What do you think about the Vietnamese government raising the foreign ownership limit in local companies and what do you think it is an appropriate adjustment?
Firstly, I think this will make Vietnam even more attractive as a foreign investment destination. Compared to other markets in Southeast Asia, Vietnam is the strongest performing. For example, Indonesia and Thailand did not hit growth expectations for the first half of this year, whereas Vietnam still marked 5 per cent.
Maybank Kim Eng works all around the world, and we understand how attractive Vietnam is for many investors. However, Vietnam’s cap on foreign ownership shares in listed companies should be raised. Vietnam is currently in the MSCI Frontier Market Index, if it raises the cap, it will be listed on the MSCI Emerging Market Index. With foreign indirect investment already increasing by 16 per cent in the first half of this year, allowing foreign entities higher ownership stakes would only further drive cash flow.
Which industries do you think will be most attractive if and when the Vietnamese government raises the ownership cap?
The banking industry is the easy answer. Currently, foreign ownership in banks is limited to 30 per cent, 20 for strategic investors and 10 for non-strategic. This limitation dissuades many investors. Another industry is consumer goods because of the country’s emphasis on and success with manufacturing.
What other regulation changes would help grow Vietnam’s capital market?
In my opinion, regulations governing listed companies’ annual reports need to be improved. Balance sheets are very important to capital market investors and they want to have confidence that these reports reflect the reality of a company’s condition. Also, the Vietnamese government needs to lock down on insider trading. These two issues are not isolated to Vietnam, many developing economies have similar issues.
Maybank is working toward being a wholly-owned limited company in Vietnam. Why is that?

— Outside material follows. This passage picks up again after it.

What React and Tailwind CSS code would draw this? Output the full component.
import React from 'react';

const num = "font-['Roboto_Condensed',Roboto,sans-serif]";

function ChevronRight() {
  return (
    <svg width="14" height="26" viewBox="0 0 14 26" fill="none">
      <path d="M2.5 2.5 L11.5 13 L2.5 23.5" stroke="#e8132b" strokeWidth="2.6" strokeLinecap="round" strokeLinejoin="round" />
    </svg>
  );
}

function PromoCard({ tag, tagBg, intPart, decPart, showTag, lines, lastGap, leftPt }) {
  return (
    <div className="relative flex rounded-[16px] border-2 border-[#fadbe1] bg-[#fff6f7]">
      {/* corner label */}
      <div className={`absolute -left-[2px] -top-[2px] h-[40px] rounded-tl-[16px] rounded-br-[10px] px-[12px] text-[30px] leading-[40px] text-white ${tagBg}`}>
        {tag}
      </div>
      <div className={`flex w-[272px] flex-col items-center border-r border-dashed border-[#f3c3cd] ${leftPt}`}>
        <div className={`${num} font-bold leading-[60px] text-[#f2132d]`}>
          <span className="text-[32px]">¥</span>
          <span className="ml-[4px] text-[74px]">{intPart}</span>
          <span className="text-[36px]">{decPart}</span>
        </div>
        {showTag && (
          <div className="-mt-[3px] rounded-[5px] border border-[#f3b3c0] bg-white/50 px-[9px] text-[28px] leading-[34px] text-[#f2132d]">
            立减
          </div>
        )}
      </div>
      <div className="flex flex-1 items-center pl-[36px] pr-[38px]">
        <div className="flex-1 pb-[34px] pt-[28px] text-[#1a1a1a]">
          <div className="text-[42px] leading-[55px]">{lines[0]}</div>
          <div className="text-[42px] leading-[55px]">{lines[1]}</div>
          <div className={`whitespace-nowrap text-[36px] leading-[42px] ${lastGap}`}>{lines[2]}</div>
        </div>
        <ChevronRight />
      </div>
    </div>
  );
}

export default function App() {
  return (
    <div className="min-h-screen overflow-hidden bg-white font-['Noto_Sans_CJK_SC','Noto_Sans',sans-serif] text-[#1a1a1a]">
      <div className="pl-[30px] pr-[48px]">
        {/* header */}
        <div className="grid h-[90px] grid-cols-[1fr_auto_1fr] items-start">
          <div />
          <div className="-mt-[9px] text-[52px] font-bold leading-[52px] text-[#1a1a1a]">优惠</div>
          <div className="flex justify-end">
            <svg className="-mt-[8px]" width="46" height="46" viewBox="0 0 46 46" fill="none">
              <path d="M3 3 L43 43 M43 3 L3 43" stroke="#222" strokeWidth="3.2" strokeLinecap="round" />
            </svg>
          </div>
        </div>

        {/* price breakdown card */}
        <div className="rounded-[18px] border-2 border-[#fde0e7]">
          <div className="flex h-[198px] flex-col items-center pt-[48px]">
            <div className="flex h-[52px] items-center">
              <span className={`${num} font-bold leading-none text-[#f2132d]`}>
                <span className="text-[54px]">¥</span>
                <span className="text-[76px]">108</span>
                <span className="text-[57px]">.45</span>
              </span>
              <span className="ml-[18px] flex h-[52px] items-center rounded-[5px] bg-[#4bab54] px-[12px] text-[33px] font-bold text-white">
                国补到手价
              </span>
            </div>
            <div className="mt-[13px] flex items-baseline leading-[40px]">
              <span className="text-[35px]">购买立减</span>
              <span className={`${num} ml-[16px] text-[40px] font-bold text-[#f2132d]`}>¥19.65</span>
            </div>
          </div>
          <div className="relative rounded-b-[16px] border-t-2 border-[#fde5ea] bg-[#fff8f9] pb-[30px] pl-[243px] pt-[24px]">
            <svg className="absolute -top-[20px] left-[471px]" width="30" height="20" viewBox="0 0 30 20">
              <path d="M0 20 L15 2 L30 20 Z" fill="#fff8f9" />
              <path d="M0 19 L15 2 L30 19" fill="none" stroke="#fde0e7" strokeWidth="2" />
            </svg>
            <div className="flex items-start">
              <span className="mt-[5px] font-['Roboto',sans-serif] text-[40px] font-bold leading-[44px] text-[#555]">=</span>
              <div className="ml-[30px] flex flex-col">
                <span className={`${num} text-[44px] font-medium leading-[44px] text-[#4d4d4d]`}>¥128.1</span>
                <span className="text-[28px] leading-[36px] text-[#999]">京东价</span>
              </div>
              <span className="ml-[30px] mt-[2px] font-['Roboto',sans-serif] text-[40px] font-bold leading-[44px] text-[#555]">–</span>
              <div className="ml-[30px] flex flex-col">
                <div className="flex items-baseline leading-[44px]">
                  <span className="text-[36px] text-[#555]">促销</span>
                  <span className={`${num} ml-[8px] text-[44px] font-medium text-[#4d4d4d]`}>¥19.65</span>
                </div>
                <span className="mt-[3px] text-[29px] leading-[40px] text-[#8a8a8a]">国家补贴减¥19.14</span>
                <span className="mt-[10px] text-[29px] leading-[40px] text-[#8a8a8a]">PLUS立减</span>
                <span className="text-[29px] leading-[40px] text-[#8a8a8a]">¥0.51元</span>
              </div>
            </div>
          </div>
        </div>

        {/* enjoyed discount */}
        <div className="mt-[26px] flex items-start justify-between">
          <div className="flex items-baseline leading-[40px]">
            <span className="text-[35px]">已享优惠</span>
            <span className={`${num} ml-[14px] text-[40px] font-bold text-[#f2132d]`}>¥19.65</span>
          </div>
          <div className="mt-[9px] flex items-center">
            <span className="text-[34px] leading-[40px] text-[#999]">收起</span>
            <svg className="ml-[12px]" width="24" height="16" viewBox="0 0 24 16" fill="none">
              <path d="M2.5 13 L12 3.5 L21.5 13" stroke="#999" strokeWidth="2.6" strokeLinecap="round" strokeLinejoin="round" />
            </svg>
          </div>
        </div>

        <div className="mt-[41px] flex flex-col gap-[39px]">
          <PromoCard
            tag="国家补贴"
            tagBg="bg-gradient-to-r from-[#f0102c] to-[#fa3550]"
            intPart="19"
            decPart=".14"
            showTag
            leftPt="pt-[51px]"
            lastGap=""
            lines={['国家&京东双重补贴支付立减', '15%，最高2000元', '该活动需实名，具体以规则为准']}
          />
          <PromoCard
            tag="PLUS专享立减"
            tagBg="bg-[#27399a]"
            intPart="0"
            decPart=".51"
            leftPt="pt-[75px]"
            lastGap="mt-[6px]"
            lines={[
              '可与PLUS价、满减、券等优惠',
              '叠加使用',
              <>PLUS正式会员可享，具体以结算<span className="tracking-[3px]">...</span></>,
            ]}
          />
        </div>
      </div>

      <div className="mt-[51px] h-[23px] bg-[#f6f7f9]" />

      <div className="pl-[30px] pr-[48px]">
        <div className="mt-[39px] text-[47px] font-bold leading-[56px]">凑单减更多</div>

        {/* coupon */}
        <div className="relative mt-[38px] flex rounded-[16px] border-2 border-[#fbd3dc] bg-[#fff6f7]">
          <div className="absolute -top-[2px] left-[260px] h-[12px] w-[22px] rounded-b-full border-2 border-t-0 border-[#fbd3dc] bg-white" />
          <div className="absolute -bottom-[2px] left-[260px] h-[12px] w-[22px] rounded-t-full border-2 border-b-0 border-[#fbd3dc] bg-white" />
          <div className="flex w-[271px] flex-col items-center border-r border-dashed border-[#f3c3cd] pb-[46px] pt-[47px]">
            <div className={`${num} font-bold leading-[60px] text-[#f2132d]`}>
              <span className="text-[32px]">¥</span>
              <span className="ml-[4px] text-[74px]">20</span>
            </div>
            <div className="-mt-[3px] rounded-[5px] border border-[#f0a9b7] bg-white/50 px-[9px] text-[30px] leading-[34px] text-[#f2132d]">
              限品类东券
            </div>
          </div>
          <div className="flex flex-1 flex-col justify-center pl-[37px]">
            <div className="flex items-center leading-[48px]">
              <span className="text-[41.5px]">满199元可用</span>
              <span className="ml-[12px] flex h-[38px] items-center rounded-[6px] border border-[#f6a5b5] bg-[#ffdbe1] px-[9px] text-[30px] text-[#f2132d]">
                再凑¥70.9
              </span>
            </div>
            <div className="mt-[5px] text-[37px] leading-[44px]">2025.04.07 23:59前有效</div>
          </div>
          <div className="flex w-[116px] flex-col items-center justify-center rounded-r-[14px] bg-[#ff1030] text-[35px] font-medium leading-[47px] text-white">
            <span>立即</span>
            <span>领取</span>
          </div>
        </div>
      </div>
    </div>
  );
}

Just last week we finished our application for approval as a wholly-owned securities firm and we expect approval from the State Securities Commission soon. We were the first foreign invested securities company six years ago and now we want to be the first 100 per cent foreign owned securities company in Vietnam’s capital market. The biggest reason for this is our company structure all over the world is to have local subsidiaries in all the countries we operate. This move also shows our long-term commitment to the Vietnamese market. We want to invest more, and expand our business here.
Currently the Vietnamese stock market is in a major downturn, why did the company make this decision during a slump?
The market may suffer for another two years, but that is true throughout all Southeast Asia. We are here for the long-term and we are not factoring the recession into our macro plans. We have confidence that the Vietnamese government’s response to the situation will be successful. They have assigned the Vietnam Assets Management Corporation to the non-performing loan problem and the liquidity problem could be solved by raising the foreign ownership cap. If the Vietnamese government makes this change, recession or not, there will be a much stronger economic situation.